> _Instruction_:
What is the number of lines in these entries that contain "Output"? State it alone.

> _Information given_:
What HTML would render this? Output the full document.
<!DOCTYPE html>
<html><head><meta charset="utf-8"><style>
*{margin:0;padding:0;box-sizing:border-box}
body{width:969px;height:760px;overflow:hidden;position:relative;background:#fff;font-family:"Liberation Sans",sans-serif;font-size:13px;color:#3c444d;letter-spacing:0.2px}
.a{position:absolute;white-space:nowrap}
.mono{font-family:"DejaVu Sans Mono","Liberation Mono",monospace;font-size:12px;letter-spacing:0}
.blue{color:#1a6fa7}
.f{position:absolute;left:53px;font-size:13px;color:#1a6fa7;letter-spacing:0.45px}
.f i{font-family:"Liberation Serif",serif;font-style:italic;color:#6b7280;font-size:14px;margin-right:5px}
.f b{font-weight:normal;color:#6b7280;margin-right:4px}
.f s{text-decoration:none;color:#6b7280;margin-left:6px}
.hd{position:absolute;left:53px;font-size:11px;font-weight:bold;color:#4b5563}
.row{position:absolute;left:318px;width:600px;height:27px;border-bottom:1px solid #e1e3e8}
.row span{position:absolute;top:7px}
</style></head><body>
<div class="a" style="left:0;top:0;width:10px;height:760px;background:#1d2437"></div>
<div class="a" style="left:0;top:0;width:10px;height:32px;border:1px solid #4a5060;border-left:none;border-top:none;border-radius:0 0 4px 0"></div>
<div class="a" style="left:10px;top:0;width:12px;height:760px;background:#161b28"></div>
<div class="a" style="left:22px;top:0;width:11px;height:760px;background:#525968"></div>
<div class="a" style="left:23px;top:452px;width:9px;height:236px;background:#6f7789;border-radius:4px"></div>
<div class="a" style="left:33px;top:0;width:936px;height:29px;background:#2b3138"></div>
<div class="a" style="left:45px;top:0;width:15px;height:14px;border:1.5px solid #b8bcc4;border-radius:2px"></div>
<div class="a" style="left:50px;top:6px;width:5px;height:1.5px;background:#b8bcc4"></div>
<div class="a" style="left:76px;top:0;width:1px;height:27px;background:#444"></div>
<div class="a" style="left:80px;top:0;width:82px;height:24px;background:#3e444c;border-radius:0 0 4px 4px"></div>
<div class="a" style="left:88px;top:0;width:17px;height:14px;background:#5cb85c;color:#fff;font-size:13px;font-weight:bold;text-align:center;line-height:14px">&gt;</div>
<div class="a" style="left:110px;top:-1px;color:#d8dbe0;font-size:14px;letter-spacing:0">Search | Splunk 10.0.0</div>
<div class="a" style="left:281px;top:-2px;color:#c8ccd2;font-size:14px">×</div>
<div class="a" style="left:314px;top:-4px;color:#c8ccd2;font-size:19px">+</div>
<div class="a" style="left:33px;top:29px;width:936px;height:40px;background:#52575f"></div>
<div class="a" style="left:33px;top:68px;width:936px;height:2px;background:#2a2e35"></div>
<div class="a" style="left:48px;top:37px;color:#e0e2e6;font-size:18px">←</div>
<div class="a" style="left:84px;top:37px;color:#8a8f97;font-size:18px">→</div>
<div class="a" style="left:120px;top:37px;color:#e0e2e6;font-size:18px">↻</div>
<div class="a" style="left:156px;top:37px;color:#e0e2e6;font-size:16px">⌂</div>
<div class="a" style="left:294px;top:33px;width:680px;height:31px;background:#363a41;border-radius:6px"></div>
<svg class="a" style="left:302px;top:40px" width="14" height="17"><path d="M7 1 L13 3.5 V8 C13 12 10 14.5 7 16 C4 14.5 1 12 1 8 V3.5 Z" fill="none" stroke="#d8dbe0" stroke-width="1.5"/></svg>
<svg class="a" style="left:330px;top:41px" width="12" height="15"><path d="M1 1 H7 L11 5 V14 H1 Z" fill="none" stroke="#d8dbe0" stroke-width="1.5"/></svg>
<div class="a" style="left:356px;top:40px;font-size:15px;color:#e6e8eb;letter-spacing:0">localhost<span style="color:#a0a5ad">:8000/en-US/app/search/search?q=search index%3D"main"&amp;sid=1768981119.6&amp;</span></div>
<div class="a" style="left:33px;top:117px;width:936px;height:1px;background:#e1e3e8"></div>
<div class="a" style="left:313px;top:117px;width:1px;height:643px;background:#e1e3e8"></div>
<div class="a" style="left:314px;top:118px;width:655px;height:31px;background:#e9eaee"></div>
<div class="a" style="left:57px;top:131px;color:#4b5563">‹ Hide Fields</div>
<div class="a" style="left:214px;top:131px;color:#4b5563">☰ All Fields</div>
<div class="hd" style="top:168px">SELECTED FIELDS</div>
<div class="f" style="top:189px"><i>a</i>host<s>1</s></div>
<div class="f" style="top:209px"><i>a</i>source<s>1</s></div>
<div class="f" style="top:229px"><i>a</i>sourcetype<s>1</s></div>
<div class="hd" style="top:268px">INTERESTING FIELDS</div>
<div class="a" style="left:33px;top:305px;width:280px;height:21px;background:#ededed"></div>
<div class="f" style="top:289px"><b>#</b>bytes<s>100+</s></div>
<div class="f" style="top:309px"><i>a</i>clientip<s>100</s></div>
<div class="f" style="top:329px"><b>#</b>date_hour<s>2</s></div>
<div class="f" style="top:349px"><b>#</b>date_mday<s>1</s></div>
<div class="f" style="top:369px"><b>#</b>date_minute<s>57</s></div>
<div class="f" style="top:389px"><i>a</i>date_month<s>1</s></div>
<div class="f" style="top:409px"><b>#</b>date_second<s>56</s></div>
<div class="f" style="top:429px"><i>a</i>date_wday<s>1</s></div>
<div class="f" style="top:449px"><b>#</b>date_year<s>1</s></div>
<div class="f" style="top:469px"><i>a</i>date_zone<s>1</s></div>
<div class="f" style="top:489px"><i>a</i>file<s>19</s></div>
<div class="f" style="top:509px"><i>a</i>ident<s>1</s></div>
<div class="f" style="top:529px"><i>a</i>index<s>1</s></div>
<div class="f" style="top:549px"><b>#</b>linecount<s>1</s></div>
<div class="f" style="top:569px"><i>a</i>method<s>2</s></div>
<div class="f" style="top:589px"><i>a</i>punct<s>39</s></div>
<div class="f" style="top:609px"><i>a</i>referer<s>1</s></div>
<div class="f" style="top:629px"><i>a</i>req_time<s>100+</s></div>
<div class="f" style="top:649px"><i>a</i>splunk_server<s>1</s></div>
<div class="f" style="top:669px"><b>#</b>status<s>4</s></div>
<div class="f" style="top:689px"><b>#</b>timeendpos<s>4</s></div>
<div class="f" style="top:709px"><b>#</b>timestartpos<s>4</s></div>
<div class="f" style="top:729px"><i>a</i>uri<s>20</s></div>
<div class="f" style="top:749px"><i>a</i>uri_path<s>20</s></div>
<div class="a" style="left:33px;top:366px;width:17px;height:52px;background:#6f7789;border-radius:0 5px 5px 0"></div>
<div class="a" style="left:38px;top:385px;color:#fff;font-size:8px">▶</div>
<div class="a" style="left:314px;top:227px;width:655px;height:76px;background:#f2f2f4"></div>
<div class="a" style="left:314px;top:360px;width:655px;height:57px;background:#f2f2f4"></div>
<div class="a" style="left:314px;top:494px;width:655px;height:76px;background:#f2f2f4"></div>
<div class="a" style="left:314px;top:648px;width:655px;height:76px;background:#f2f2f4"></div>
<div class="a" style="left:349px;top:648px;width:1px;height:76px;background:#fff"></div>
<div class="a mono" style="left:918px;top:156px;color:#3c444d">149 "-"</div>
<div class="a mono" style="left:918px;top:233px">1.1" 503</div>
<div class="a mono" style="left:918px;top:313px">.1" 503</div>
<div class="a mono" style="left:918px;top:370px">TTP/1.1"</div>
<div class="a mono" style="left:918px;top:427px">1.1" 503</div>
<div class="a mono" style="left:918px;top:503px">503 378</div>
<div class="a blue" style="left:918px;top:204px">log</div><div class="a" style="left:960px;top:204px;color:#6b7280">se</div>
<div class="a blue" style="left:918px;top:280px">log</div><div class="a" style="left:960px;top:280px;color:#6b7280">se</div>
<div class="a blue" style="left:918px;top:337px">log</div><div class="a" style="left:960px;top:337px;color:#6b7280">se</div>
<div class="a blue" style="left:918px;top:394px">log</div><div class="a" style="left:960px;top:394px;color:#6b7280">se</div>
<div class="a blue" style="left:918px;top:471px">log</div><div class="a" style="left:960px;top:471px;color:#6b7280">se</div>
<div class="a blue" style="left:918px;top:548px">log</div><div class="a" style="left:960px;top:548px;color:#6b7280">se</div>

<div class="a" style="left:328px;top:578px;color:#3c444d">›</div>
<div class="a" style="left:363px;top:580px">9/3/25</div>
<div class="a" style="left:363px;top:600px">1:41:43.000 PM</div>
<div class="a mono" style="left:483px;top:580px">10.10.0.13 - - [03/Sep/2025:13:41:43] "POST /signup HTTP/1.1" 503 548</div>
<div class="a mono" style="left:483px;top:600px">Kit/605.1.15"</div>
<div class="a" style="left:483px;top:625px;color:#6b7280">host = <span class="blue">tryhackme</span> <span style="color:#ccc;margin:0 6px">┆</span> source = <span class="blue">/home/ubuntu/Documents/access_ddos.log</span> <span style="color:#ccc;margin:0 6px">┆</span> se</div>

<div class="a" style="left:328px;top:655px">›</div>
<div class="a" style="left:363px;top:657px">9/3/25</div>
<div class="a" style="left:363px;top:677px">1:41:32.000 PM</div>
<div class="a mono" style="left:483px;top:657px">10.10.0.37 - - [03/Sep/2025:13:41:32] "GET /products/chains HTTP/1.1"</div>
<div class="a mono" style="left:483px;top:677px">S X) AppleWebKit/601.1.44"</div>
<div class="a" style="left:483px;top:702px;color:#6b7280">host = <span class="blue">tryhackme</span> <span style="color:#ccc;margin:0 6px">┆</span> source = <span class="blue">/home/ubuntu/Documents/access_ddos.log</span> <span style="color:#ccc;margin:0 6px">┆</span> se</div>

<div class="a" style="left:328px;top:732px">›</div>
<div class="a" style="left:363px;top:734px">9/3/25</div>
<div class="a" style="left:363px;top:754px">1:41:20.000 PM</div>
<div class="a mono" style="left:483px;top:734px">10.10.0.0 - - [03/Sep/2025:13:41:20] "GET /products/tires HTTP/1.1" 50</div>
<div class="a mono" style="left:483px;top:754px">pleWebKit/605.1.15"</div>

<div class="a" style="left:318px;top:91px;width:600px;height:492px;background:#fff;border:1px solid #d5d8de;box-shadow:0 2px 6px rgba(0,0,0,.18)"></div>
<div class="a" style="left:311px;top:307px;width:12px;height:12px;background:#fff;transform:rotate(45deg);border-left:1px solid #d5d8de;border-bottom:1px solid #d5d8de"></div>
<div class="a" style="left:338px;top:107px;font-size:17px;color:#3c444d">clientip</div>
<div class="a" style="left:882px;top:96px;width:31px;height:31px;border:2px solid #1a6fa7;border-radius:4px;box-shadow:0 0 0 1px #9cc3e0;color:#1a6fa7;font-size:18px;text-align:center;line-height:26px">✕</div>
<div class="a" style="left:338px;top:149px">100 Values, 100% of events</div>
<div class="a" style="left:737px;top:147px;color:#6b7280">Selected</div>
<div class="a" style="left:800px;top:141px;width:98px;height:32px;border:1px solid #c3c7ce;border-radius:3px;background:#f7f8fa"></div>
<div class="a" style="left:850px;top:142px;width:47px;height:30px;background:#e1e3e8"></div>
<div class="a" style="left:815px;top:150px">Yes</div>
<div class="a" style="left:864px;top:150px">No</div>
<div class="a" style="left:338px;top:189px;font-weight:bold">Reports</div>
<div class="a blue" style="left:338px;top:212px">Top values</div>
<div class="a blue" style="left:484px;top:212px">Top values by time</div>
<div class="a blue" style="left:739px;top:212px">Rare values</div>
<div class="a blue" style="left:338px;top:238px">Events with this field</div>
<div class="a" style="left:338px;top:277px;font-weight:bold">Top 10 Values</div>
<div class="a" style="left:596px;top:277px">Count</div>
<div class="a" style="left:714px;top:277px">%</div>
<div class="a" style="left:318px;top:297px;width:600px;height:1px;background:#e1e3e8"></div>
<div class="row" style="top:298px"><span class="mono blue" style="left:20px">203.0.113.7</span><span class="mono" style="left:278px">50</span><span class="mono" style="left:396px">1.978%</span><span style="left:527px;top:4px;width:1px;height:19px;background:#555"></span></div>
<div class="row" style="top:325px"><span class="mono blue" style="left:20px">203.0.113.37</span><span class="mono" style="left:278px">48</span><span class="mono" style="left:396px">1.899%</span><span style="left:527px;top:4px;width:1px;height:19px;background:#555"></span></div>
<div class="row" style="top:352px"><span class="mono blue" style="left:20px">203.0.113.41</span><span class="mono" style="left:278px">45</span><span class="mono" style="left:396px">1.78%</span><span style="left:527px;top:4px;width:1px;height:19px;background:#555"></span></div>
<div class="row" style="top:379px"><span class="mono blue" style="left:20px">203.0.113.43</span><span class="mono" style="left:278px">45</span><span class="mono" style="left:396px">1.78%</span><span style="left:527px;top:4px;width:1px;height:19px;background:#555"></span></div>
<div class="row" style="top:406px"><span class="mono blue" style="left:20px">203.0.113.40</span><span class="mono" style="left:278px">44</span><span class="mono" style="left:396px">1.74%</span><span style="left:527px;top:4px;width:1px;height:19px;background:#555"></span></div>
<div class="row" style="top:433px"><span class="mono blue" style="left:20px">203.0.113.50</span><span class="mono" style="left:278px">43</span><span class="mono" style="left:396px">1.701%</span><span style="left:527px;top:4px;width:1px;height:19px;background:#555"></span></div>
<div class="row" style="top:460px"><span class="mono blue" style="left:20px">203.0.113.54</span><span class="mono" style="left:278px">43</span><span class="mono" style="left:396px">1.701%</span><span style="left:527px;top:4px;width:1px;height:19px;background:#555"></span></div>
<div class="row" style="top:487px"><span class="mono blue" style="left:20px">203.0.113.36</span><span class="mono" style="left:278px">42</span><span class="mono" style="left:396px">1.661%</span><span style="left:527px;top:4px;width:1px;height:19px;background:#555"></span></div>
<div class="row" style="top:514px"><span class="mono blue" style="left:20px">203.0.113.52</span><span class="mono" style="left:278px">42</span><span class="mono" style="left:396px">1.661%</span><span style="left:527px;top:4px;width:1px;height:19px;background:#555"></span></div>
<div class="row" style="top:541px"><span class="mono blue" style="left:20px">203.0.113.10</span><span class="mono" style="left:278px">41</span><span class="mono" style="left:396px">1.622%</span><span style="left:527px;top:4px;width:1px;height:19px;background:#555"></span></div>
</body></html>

* * *

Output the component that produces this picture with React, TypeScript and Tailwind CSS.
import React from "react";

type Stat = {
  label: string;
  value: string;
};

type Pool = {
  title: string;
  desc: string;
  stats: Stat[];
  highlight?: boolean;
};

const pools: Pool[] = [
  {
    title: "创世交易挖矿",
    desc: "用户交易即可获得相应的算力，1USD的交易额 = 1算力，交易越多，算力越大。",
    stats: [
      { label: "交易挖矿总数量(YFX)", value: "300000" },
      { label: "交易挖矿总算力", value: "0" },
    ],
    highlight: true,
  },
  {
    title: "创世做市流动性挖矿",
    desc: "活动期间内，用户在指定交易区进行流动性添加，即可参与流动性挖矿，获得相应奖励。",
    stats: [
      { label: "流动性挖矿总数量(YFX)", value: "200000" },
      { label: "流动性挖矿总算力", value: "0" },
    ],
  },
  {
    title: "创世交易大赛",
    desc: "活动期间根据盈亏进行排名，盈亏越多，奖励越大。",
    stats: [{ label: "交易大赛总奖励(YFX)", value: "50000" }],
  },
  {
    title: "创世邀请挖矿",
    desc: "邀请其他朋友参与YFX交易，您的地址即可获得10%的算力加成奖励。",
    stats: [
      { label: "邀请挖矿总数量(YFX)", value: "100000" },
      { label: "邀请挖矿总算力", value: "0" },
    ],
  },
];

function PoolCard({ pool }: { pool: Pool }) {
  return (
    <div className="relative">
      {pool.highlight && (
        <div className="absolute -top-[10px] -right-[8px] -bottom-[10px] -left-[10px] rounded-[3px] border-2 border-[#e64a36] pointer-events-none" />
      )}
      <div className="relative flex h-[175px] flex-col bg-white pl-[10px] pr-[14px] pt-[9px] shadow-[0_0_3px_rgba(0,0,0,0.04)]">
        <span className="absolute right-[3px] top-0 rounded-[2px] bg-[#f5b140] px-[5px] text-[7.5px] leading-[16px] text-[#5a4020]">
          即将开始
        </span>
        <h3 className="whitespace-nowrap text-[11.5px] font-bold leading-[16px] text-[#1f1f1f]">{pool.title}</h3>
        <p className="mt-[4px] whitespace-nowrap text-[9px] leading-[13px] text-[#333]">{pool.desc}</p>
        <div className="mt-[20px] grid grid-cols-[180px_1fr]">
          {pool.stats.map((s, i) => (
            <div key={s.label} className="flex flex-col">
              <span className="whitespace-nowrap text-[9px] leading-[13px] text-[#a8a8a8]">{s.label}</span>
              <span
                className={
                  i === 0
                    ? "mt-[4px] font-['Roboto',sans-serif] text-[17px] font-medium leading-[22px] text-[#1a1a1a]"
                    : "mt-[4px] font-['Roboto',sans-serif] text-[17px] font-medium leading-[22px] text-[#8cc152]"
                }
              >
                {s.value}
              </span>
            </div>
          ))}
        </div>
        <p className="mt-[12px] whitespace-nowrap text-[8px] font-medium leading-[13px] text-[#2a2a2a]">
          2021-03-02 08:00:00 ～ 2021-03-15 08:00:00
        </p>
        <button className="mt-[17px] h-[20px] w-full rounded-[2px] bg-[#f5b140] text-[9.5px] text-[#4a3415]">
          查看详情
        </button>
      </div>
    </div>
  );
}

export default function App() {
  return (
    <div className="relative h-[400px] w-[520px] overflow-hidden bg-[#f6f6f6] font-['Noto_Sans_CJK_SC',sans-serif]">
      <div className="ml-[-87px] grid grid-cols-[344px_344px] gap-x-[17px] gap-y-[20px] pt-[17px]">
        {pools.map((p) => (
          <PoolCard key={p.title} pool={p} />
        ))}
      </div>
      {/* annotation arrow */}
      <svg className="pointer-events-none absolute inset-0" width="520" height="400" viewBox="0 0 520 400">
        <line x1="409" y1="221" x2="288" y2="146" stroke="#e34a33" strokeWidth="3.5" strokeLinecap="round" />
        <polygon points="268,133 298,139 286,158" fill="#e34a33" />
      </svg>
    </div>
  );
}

> _Exercise solution_:
2